Our question about whether becoming a parent changed people’s views on personal and professional success provided some interesting answers. Many people told us a flexible schedule has become much more valuable to them.
"[Becoming a parent] did change my perspective on what matters the most in my life," a single mother of a tween wrote us. "It used to be money, and now it's time."
“Since having kids, quality of life and flexibility are equally as important (if not more important) than salary,” said Britt Reints, a mother of two who lives in Pittsburgh.
Reints said when she was younger, the only standard she knew for judging success was money. But her views began to change after she had her second child at age 25.
She worked in advertising sales at a large corporation that had mandatory in-person sales meetings at 8 a.m. and 4 p.m. Reints said that working model is outdated and was draining, considering her 45-minute drive to the office for “stupid meetings” twice a day.
“That job could have been done differently,” she said.

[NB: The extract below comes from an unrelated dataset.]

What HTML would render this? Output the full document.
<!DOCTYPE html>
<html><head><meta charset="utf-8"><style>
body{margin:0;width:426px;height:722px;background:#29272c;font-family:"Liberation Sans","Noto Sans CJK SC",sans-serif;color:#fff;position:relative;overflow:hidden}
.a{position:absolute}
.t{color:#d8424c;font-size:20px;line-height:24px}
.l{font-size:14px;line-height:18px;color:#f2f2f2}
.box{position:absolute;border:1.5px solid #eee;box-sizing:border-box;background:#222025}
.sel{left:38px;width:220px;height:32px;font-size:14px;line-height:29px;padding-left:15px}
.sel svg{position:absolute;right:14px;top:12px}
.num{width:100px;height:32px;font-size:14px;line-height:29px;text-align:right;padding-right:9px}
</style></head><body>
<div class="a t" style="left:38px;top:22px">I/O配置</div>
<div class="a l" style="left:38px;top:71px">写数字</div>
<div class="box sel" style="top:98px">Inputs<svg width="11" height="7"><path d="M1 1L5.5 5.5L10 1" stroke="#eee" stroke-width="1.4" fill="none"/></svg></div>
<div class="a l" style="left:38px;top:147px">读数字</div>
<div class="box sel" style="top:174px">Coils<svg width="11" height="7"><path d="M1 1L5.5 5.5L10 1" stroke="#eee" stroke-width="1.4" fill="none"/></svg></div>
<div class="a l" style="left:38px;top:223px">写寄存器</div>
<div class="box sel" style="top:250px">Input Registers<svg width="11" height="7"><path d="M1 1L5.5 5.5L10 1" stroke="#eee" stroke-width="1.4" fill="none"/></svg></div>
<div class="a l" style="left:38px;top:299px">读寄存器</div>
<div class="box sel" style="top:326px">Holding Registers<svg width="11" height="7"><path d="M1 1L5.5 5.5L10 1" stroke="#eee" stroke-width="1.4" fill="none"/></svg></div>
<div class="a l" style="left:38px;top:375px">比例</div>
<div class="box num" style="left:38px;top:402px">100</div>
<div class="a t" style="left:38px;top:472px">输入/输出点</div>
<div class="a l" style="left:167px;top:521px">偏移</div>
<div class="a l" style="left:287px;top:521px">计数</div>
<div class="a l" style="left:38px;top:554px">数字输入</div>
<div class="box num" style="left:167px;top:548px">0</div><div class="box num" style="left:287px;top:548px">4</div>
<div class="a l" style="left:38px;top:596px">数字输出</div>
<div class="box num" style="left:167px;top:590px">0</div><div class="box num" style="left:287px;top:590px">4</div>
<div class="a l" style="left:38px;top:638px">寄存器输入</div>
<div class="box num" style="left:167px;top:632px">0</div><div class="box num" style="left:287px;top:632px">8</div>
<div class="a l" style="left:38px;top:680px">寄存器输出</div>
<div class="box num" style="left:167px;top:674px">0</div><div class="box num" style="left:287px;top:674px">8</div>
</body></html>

Reints is now an inspirational speaker and writer who also does social media marketing for small businesses. In her freelance work, she considers her quality of life and how flexible her schedule will be, in addition to how much she’ll be paid.
"I’m just as willing to work as hard," she said. "Some people seem to think parents don’t want to work so many hours. If the kid’s soccer game is at 3:30, it's at 3:30. I’m happy putting in 8-9-10 hours [a day] on a project, if I have the flexibility and opportunity to do it when’s best for my family."
She added: "Most people have plenty of hours in the day to work and have a family."
*Editor’s note: Our survey was not conducted in a scientific manner. The respondents were self-selecting, but their answers show some interesting insights about experiences in the modern workplace and how workers would like to see employers help them lead fulfilling careers and lives at home.